So you’ve decided that you will take the plunge and give a singles party a try. If you’re a lady, you’ll no doubt opt for the safety-in-numbers approach and ask (or beg, or possibly have to pay for) some of your closest friends (or anyone who you know that is female and single) to go along with you.
If you’re a bloke, then it’s more difficult. If you take a friend, then it has to be someone who is fairly normal, but not someone who can steal the attention of the nicest girls. Or maybe you should just go on your own and try not to give off the impression that you’re a loner who stays in on Saturday nights to watch the Twilight movies with his mother.
Once you arrive you will be given either a padlock (ladies) or a key (men). These are meant as icebreakers. That is, they are an excuse to approach someone and make a conversation. So don’t make the mistake of obsessing over finding a lock/key combination that works. The prizes are crap anyway. You’re meant to chat, dummy, not walk away in disappointment when yet another lock fails to open. You’re not trying to unlock a pirate’s treasure chest.
At some point they will take away the locks and keys and you will be met with the sight of people who look like they’ve just lost a puppy. You don’t want to be one of those people.
You may also have had your picture taken on the way in as well. These are not for use on the company’s website (you’re not that good-looking). They are for a photo wall, where people who have limited social skills can leave flirtatious comments, for you to pick up later, rather than actually telling you to your face. No, I don’t get it either.
The first thing you may notice when you are in the thick of the action, propping up the bar, is that you seem to be more popular than usual. Maybe your mum was right all these years, you are attractive on the outside as well as the inside? Well maybe…

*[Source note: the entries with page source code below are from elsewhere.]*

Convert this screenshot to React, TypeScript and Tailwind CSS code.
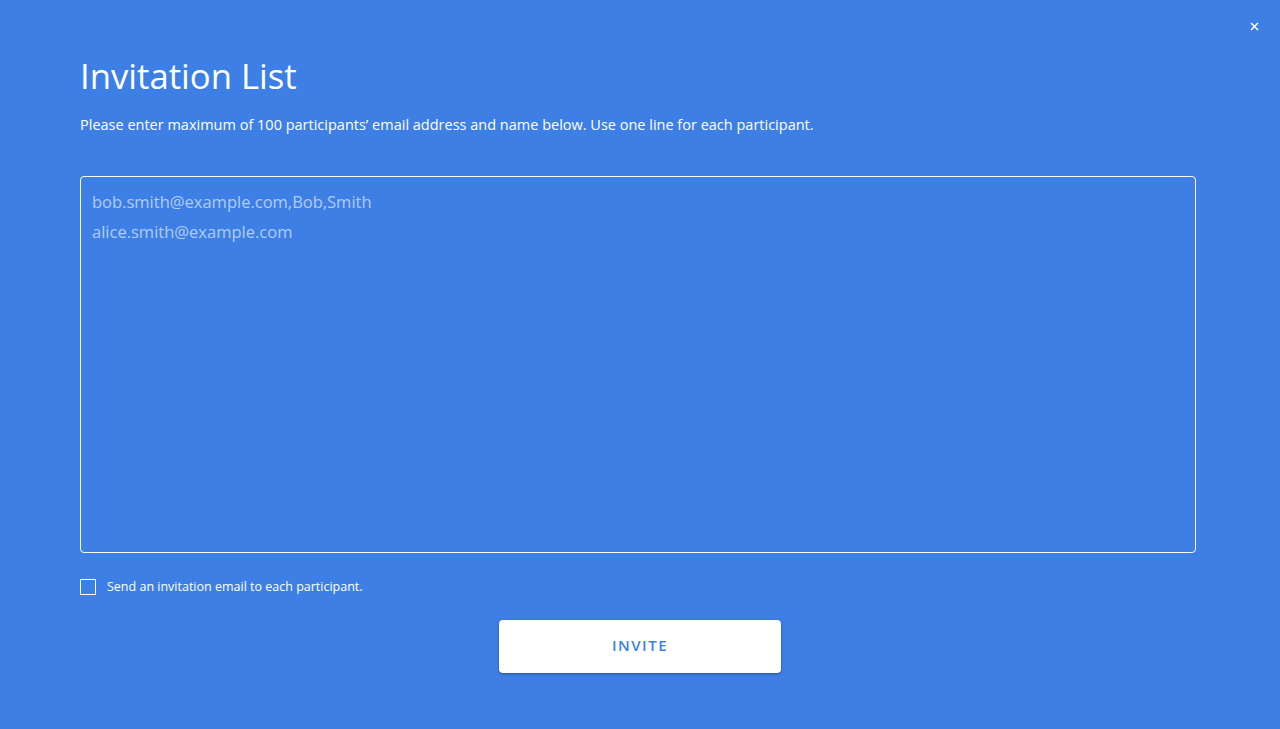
import React, { useState } from 'react';

export default function App() {
  const [list, setList] = useState('');
  const [sendEmail, setSendEmail] = useState(false);

  return (
    <main
      className="relative min-h-[729px] w-full bg-[#3e7fe5] text-white"
      style={{ fontFamily: '"Open Sans", "Noto Sans", sans-serif' }}
    >
      <button
        type="button"
        aria-label="Close"
        className="absolute right-[20px] top-[20px] flex h-[12px] w-[12px] items-center justify-center"
      >
        <svg width="9" height="9" viewBox="0 0 9 9" fill="none">
          <path d="M1 1L8 8M8 1L1 8" stroke="white" strokeWidth="1.5" />
        </svg>
      </button>

      <div className="flex flex-col px-20 pt-[52px]">
        <h1 className="text-[34.7px] font-normal leading-[48px]">Invitation List</h1>
        <p className="mt-[15px] text-[14.5px] leading-[20px]">
          Please enter maximum of 100 participants’ email address and name below. Use one line for each participant.
        </p>

        <textarea
          value={list}
          onChange={(e) => setList(e.target.value)}
          placeholder={'bob.smith@example.com,Bob,Smith\nalice.smith@example.com'}
          className="mt-[41px] h-[377px] w-[1116px] resize-none rounded-[4px] border border-white bg-transparent px-[11px] pt-[10px] text-[16.5px] leading-[30px] text-white outline-none placeholder:text-white/60"
        />

        <label className="mt-[26px] flex cursor-pointer items-center gap-[11px]">
          <input
            type="checkbox"
            checked={sendEmail}
            onChange={(e) => setSendEmail(e.target.checked)}
            className="h-[16px] w-[16px] appearance-none border border-white bg-transparent checked:bg-white"
          />
          <span className="text-[12.5px] leading-[16px]">Send an invitation email to each participant.</span>
        </label>

        <div className="mt-[25px] flex w-[1120px] justify-center">
          <button
            type="button"
            className="h-[53px] w-[282px] rounded-[4px] bg-white pb-[3px] text-[15px] font-semibold tracking-[1.5px] text-[#3e7fe5] shadow-[0_1px_3px_rgba(0,0,0,0.35)]"
          >
            INVITE
          </button>
        </div>
      </div>
    </main>
  );
}
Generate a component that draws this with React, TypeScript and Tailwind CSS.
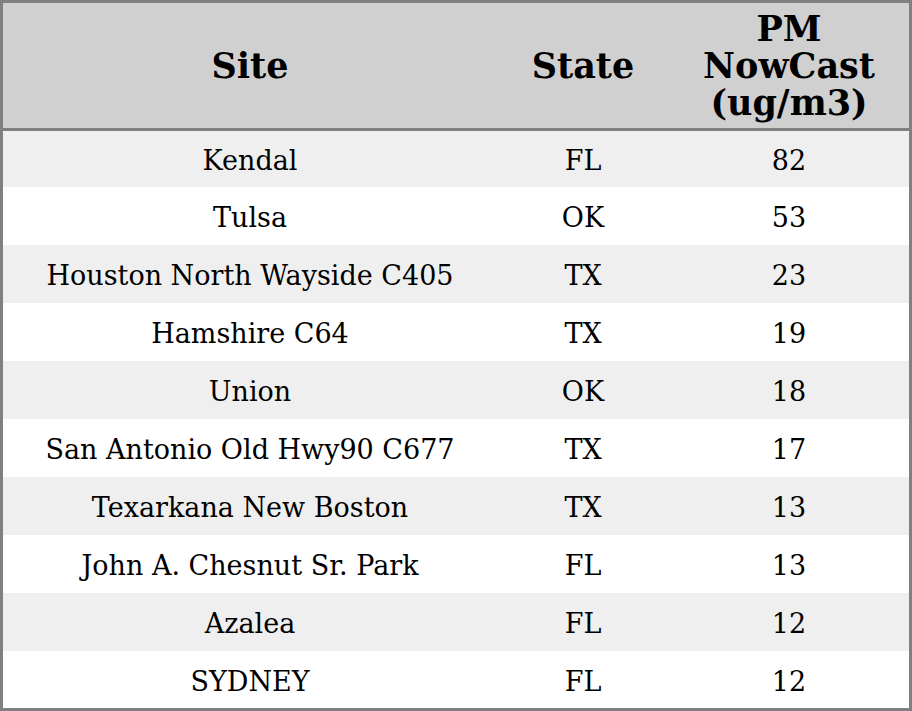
const rows: [string, string, string][] = [
  ["Kendal", "FL", "82"],
  ["Tulsa", "OK", "53"],
  ["Houston North Wayside C405", "TX", "23"],
  ["Hamshire C64", "TX", "19"],
  ["Union", "OK", "18"],
  ["San Antonio Old Hwy90 C677", "TX", "17"],
  ["Texarkana New Boston", "TX", "13"],
  ["John A. Chesnut Sr. Park", "FL", "13"],
  ["Azalea", "FL", "12"],
  ["SYDNEY", "FL", "12"],
];

const heights = ["h-[56px]", "h-[58px]", "h-[58px]", "h-[58px]", "h-[58px]", "h-[58px]", "h-[58px]", "h-[58px]", "h-[58px]", "h-[57px]"];

export default function App() {
  return (
    <div
      className="w-[912px] h-[711px] border-[3px] border-[#808080] bg-white text-black flex flex-col"
      style={{ fontFamily: '"DejaVu Serif", serif' }}
    >
      <div className="grid grid-cols-[494px_172px_240px] h-[128px] bg-[#d0d0d0] border-b-[3px] border-[#808080] font-bold text-[35px] leading-[37px]">
        <div className="flex items-center justify-center text-center">Site</div>
        <div className="flex items-center justify-center text-center">State</div>
        <div className="flex items-center justify-center text-center">
          PM
          <br />
          NowCast
          <br />
          (ug/m3)
        </div>
      </div>
      {rows.map((r, i) => (
        <div
          key={i}
          className={`grid grid-cols-[494px_172px_240px] items-center pt-[4px] text-[27px] leading-[32px] ${heights[i]} ${i % 2 === 0 ? "bg-[#efefef]" : "bg-white"}`}
        >
          <div className="text-center">{r[0]}</div>
          <div className="text-center">{r[1]}</div>
          <div className="text-center">{r[2]}</div>
        </div>
      ))}
    </div>
  );
}
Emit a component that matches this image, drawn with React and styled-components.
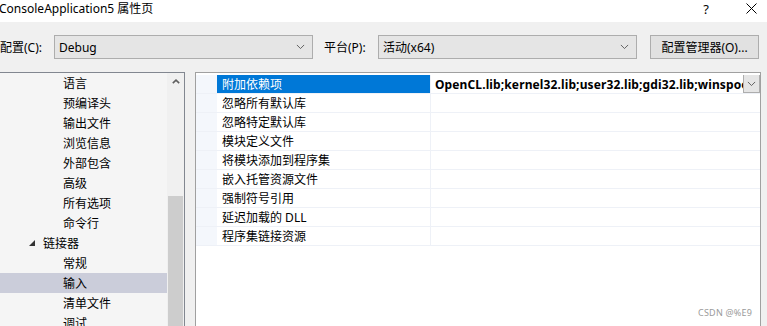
import React from 'react';
import styled, { createGlobalStyle } from 'styled-components';

const Global = createGlobalStyle`
  html, body { margin: 0; padding: 0; overflow: hidden; background: #f0f0f0; }
  body { font-family: "Noto Sans", "Noto Sans CJK SC", sans-serif; font-size: 12px; color: #000; }
`;

const Window = styled.div`
  position: relative;
  width: 767px;
  height: 326px;
  display: flex;
  flex-direction: column;
  background: #f0f0f0;
  overflow: hidden;
`;

const TitleBar = styled.div`
  height: 22px;
  flex: none;
  background: #fff;
  display: flex;
  align-items: center;
  justify-content: space-between;
  padding: 0 10px 0 0;
  margin-left: -1px;
`;

const Title = styled.span`
  font-size: 12px;
  line-height: 14px;
  margin-top: -5px;
`;

const TitleButtons = styled.div`
  display: flex;
  align-items: center;
  gap: 37px;
  margin-top: -5px;
  font-size: 13px;
`;

const Toolbar = styled.div`
  height: 50px;
  flex: none;
  display: flex;
  align-items: center;
`;

const Label = styled.span`
  width: ${p => p.$w}px;
  flex: none;
  white-space: nowrap;
`;

const Combo = styled.div`
  width: ${p => p.$w}px;
  height: 24px;
  box-sizing: border-box;
  flex: none;
  border: 1px solid #adadad;
  background: #e5e5e5;
  display: flex;
  align-items: center;
  justify-content: space-between;
  padding: 0 7px 0 4px;
  margin-right: ${p => p.$mr || 0}px;
  font-size: 12px;
`;

const Button = styled.div`
  width: 109px;
  height: 24px;
  box-sizing: border-box;
  flex: none;
  border: 1px solid #adadad;
  background: #e1e1e1;
  display: flex;
  align-items: center;
  justify-content: center;
  margin-left: 13px;
`;

const Body = styled.div`
  flex: 1;
  display: flex;
  gap: 10px;
  min-height: 0;
`;

const TreePanel = styled.div`
  width: 186px;
  flex: none;
  margin-left: -1px;
  box-sizing: border-box;
  border: 1px solid #828790;
  border-bottom: none;
  background: #f5f5f5;
  display: flex;
  overflow: hidden;
`;

const TreeList = styled.div`
  flex: 1;
  display: flex;
  flex-direction: column;
`;

const TreeItem = styled.div`
  height: 20px;
  flex: none;
  display: flex;
  align-items: center;
  padding-left: ${p => p.$indent}px;
  background: ${p => (p.$selected ? '#cbcdda' : 'transparent')};
  font-size: 12px;
  white-space: nowrap;
`;

const Expander = styled.svg`
  width: 6px;
  height: 6px;
  margin-right: 8px;
`;

const ScrollBar = styled.div`
  width: 17px;
  flex: none;
  background: #f0f0f0;
  display: flex;
  flex-direction: column;
  align-items: center;
`;

const ScrollArrow = styled.div`
  height: 17px;
  width: 17px;
  display: flex;
  align-items: center;
  justify-content: center;
`;

const ScrollThumb = styled.div`
  width: 15px;
  flex: 1;
  margin-top: 106px;
  background: #cdcdcd;
`;

const GridPanel = styled.div`
  width: 566px;
  flex: none;
  box-sizing: border-box;
  border: 1px solid #a0a0a0;
  border-bottom: none;
  background: #fff;
  padding-top: 2px;
  display: flex;
  flex-direction: column;
`;

const Row = styled.div`
  height: 19px;
  box-sizing: border-box;
  display: grid;
  grid-template-columns: 21px 214px 1fr;
  border-bottom: 1px solid #eef1f7;
`;

const Gutter = styled.div`
  background: #f4f7fc;
`;

const NameCell = styled.div`
  display: flex;
  align-items: center;
  padding-left: 5px;
  border-right: 1px solid #eef1f7;
  background: ${p => (p.$selected ? '#0078d7' : '#fff')};
  color: ${p => (p.$selected ? '#fff' : '#000')};
  white-space: nowrap;
`;

const ValueCell = styled.div`
  display: flex;
  align-items: center;
  padding-left: 4px;
  overflow: hidden;
  min-width: 0;
`;

const ValueText = styled.span`
  flex: 1;
  min-width: 0;
  overflow: hidden;
  white-space: nowrap;
  font-weight: bold;
  font-size: 12px;
  letter-spacing: 0.12px;
`;

const DropButton = styled.div`
  width: 17px;
  height: 19px;
  box-sizing: border-box;
  flex: none;
  border: 1px solid #adadad;
  background: #e5e5e5;
  display: flex;
  align-items: center;
  justify-content: center;
  margin-top: -1px;
`;

const Watermark = styled.div`
  position: absolute;
  right: 15px;
  bottom: 7px;
  font-size: 9px;
  color: #9a9a9a;
  letter-spacing: 0.2px;
`;

const Chevron = ({ size = 9 }) => (
  <svg width={size} height={size / 2 + 1} viewBox="0 0 10 6">
    <polyline points="1,1 5,5 9,1" fill="none" stroke="#555" strokeWidth="1" />
  </svg>
);

const treeItems = [
  { t: '语言', i: 63 },
  { t: '预编译头', i: 63 },
  { t: '输出文件', i: 63 },
  { t: '浏览信息', i: 63 },
  { t: '外部包含', i: 63 },
  { t: '高级', i: 63 },
  { t: '所有选项', i: 63 },
  { t: '命令行', i: 63 },
  { t: '链接器', i: 29, group: true },
  { t: '常规', i: 63 },
  { t: '输入', i: 63, sel: true },
  { t: '清单文件', i: 63 },
  { t: '调试', i: 63 },
];

const props = [
  '附加依赖项',
  '忽略所有默认库',
  '忽略特定默认库',
  '模块定义文件',
  '将模块添加到程序集',
  '嵌入托管资源文件',
  '强制符号引用',
  '延迟加载的 DLL',
  '程序集链接资源',
];

export default function App() {
  return (
    <Window>
      <Global />
      <TitleBar>
        <Title>ConsoleApplication5 属性页</Title>
        <TitleButtons>
          <span>?</span>
          <svg width="11" height="11" viewBox="0 0 11 11">
            <path d="M0.5 0.5 L10.5 10.5 M10.5 0.5 L0.5 10.5" stroke="#000" strokeWidth="1" />
          </svg>
        </TitleButtons>
      </TitleBar>
      <Toolbar>
        <Label $w={54}>配置(C):</Label>
        <Combo $w={259} $mr={11}>
          <span>Debug</span>
          <Chevron />
        </Combo>
        <Label $w={54}>平台(P):</Label>
        <Combo $w={259}>
          <span>活动(x64)</span>
          <Chevron />
        </Combo>
        <Button>配置管理器(O)...</Button>
      </Toolbar>
      <Body>
        <TreePanel>
          <TreeList>
            {treeItems.map(it => (
              <TreeItem key={it.t} $indent={it.i} $selected={it.sel}>
                {it.group && (
                  <Expander viewBox="0 0 6 6">
                    <polygon points="6,0 6,6 0,6" fill="#333" />
                  </Expander>
                )}
                {it.t}
              </TreeItem>
            ))}
          </TreeList>
          <ScrollBar>
            <ScrollArrow>
              <svg width="8" height="5" viewBox="0 0 8 5">
                <polyline points="0.8,4.2 4,1.2 7.2,4.2" fill="none" stroke="#606060" strokeWidth="1.6" />
              </svg>
            </ScrollArrow>
            <ScrollThumb />
          </ScrollBar>
        </TreePanel>
        <GridPanel>
          {props.map((p, idx) => (
            <Row key={p}>
              <Gutter />
              <NameCell $selected={idx === 0}>{p}</NameCell>
              <ValueCell>
                {idx === 0 && (
                  <>
                    <ValueText>OpenCL.lib;kernel32.lib;user32.lib;gdi32.lib;winspool.lib;comdlg32.lib</ValueText>
                    <DropButton>
                      <Chevron size={9} />
                    </DropButton>
                  </>
                )}
              </ValueCell>
            </Row>
          ))}
        </GridPanel>
      </Body>
      <Watermark>CSDN @%E9</Watermark>
    </Window>
  );
}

Or it could be more likely that you are average, but amongst the flotsam and jetsam of the singles world (I know, that can’t be their real names?) your status has risen, meteorically, to make you a desirable catch. For the men, that is likely to be a new experience for you to have to deal with. Thank God you are too tall for them to make the first move. For the women, you may start off trying to be nice, but that will soon wear off as the wine consumption increases. Remember, you’re there for a reason – Mr Right… Or possibly Mr Right Now. Or, come the end of the night, Mr Will Have To Do, I Have Needs You Know.
During the evening you may want to try strategies to zoom in on the target of your desires. Maybe a casual little shuffle, just a bit closer every so often, facing away to appear uninterested, or maybe a much less subtle thrust of your padlock/key in his/her face, interrupting their conversation. Yes, you’ll opt for the latter, won’t you? Time is of the essence.
But don’t make the fatal error of offering to buy the drinks and going off to the bar on your own. Would you leave a new sports car running with the keys in the ignition as you went to pay for fuel? Chances are you’ll find that when you bring back the drinks you’ll have to pretend that you’re pleased that two competing singletons have now made your twosome into a group gathering. And they are missing the less than subtle hints you’re dropping.
But singles parties can work. It just depends on being in the right place at the right time. However, as the night wears on, at what point will you decide that you’ve messed up, there are few viable options left and you are becoming just too desperate? Well, once the really good-looking people have left, after being undressed by the eyes of just too many oddballs, then the others start to get itchy feet and a snowball effect occurs. Or more like an avalanche effect.
You’ll know when… There will suddenly be a clear route between yourself and that weirdo who you’ve moved far away from. Time to make a dash for it.